I am using BERT-base with a batch size of 32 on a single GPU (using standard finetuning setting from BERT paper). When working with the CoLA dataset (~8.5k train samples) I get around 10/iterations per second. When switching to the QNLI dataset (~100k train samples) I only get around 5/iterations per second.
This slowdown is significant and even more noticeable with larger models. I would assume the iteration/s to stay approximately stay the same as long as only the dataset is swapped out.
My hardware setup is as follows:
CPU Intel(R) Xeon(R) Silver 4310 CPU @ 2.10GHz
GPU NVIDIA A40
RAM: 64GB
Not necessarily as it would depend on the data processing, and if it could create a bottleneck, as well as the sample loading, which could also create a blottleneck e.g. if you have more random accesses from a spinning HDD.
You could profile the data loading and check if it is indeed creating the slowdown or if it’s coming from another part of your training pipeline. Here is a simple example showing how the DataLoader is times in the ImageNet example.
I did some timing with the PytorchProfiler (schedule with skip=10,warmup=2,active=3) to get insight into the training steps. Unfortunately I am not deep enough in the fundamentals to draw definite conclusions myself.
The following is one step in the training loop using CoLA dataset (~small).
The step is significantly slower for QNLI than for (~240ms vs ~100ms) CoLA. Notably, the aten::to operation is notably slower aswell as the autograd::engine::... EmbeddingBackward0. The enumerate(DataLoader)#_SingleProcessDataLoaderIter.__next__ is taking roughly the same amount of type in both cases.
I can provide the trace files for both runs.
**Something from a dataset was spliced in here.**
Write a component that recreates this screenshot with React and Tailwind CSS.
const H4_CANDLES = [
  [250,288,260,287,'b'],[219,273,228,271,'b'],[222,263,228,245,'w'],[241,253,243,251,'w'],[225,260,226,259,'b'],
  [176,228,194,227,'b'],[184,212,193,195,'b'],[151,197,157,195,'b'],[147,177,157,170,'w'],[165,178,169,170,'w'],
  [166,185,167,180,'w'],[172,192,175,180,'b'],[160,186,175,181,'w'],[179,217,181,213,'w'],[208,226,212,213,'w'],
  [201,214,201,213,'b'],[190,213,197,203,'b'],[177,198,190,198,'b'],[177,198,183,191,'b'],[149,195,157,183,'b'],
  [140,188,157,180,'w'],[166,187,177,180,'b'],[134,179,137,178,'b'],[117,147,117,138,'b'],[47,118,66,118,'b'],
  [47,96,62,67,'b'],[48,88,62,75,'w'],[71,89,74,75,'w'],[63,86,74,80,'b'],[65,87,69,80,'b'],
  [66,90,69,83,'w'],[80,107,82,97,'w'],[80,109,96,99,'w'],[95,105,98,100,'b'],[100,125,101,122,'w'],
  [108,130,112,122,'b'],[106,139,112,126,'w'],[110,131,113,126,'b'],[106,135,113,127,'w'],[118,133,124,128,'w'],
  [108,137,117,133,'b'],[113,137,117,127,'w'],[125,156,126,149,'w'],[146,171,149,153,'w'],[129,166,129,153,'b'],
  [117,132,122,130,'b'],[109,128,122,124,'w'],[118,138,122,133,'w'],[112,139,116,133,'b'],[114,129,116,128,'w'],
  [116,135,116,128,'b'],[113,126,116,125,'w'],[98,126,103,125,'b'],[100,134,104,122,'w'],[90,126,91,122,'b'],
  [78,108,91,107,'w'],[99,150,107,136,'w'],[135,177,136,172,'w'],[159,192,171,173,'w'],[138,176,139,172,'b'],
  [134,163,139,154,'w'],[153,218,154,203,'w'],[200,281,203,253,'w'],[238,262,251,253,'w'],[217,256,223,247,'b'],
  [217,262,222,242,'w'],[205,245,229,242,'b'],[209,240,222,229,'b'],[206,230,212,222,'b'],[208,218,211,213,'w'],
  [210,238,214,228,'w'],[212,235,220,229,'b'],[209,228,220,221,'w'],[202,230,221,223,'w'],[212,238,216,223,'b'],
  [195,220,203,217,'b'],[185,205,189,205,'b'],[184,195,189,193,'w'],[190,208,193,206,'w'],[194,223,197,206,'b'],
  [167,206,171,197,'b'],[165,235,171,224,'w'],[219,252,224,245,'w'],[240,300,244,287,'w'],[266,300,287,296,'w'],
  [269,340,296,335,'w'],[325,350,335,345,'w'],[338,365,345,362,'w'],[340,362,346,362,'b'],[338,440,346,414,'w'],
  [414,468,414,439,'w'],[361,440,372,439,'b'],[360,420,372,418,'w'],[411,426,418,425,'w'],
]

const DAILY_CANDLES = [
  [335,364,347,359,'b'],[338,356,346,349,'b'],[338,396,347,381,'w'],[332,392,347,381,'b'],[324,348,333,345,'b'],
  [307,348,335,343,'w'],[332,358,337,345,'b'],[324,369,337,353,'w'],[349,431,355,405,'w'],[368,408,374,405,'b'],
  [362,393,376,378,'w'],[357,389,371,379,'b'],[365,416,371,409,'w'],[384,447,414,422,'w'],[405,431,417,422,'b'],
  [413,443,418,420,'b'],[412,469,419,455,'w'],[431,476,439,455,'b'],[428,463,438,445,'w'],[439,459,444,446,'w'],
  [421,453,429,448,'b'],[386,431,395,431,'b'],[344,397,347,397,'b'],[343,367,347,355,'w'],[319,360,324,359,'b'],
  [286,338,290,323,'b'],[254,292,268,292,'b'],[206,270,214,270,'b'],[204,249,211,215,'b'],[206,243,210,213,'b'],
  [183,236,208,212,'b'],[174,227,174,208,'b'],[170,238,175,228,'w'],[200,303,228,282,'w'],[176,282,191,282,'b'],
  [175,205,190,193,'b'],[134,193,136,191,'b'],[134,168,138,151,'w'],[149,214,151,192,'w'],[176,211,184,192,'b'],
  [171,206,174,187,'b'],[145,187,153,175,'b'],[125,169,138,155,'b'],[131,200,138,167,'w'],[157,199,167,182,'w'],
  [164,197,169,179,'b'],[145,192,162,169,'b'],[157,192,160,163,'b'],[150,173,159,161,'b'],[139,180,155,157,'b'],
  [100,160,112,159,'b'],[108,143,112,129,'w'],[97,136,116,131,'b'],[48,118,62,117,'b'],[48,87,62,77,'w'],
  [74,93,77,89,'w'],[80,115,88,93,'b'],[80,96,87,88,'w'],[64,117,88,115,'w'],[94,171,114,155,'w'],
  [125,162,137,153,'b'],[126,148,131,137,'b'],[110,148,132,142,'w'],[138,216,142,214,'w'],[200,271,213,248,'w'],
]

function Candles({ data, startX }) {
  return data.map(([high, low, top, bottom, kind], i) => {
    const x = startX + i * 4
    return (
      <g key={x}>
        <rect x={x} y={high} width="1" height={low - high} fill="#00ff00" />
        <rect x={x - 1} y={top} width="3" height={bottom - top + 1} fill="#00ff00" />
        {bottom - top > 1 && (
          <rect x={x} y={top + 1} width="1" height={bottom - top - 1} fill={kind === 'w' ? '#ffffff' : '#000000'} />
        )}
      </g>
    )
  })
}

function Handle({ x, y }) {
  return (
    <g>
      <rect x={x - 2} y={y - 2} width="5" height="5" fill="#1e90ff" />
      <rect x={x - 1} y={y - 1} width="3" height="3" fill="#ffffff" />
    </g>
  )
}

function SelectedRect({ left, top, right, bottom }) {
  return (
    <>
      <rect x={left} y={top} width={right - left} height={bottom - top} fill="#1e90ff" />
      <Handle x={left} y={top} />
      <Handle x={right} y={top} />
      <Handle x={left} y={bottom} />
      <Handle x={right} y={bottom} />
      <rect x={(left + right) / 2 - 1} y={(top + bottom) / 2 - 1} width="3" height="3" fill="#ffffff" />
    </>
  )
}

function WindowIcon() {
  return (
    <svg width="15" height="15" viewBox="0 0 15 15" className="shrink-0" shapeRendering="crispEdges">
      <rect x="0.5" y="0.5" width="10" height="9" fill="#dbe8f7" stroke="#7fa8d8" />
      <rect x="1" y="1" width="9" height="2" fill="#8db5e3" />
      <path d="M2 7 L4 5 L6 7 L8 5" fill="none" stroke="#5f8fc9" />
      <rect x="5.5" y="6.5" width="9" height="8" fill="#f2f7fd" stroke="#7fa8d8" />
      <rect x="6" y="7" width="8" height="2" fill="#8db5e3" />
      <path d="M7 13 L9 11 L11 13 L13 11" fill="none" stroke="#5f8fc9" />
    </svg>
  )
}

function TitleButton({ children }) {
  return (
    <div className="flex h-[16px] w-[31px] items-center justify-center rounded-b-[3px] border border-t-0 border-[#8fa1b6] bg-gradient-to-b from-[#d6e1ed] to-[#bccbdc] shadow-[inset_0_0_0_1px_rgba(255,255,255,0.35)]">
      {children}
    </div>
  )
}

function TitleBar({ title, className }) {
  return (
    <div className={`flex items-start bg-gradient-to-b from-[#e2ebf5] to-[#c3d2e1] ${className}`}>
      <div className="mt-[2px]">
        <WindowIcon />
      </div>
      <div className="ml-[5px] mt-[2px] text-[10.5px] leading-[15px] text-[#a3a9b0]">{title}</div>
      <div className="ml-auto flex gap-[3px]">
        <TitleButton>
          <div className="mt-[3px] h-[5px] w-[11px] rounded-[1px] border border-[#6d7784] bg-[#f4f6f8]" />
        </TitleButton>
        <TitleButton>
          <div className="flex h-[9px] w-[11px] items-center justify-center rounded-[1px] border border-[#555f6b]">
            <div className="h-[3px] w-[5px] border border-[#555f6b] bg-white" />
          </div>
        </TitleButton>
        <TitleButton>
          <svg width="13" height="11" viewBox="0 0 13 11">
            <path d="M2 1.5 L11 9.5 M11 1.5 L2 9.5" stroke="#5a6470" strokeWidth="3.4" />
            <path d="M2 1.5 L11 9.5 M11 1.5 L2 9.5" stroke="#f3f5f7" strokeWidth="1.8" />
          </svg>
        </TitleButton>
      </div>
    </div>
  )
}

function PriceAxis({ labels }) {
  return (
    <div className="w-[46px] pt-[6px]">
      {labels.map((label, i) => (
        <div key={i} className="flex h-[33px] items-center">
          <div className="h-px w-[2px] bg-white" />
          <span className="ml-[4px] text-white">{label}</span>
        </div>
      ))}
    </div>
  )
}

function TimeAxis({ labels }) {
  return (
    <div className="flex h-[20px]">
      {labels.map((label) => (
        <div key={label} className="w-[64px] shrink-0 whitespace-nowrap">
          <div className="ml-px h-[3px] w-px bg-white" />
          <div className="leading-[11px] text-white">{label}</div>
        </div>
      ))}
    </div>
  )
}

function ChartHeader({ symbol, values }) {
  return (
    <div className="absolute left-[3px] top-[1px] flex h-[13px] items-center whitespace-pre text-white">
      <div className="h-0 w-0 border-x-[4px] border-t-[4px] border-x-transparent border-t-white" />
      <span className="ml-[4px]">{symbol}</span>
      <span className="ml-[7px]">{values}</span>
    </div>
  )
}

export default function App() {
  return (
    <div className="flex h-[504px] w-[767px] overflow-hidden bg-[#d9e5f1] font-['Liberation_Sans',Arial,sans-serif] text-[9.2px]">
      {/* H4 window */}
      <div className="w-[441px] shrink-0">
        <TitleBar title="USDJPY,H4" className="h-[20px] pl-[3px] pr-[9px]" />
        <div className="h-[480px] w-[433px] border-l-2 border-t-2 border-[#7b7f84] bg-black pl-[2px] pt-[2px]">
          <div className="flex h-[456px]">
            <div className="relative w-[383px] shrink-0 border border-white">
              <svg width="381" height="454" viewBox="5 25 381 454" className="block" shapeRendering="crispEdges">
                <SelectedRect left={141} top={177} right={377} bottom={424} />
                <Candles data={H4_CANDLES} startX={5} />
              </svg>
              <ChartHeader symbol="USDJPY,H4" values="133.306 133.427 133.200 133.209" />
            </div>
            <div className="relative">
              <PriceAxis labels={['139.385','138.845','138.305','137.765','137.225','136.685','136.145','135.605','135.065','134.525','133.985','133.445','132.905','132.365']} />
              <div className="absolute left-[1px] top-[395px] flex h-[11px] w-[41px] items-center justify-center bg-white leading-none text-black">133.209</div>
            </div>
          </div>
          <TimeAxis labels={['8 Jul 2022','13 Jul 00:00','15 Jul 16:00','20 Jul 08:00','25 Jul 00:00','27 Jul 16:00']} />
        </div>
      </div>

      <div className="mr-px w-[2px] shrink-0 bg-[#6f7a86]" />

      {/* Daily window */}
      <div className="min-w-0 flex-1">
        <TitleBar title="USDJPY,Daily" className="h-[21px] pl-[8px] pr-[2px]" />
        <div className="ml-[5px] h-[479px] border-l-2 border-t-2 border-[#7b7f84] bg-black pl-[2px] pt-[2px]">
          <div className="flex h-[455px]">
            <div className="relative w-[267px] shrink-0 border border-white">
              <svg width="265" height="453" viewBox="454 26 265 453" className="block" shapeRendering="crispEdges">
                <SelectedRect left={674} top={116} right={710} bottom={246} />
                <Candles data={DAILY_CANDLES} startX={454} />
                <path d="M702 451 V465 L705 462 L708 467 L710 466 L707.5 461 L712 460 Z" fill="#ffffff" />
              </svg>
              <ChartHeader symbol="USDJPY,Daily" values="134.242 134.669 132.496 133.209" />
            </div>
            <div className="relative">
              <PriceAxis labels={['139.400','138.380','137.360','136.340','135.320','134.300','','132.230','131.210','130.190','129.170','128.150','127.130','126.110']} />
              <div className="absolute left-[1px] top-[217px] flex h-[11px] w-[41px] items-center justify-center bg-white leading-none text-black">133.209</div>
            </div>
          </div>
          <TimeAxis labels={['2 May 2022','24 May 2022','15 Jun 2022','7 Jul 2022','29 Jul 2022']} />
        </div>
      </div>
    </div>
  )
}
Another thing I noted is that all steps in CoLA (~small) take roughly the same time. But for QNLI, some are shorter and some longer:
You could profile your code with Nsight Systems and enable CPU stacktraces. Hovering over the synchronizing call would then show which operation is calling into it. Adding nvtx markers will also help in narrowing down which part of the code the sync is coming from.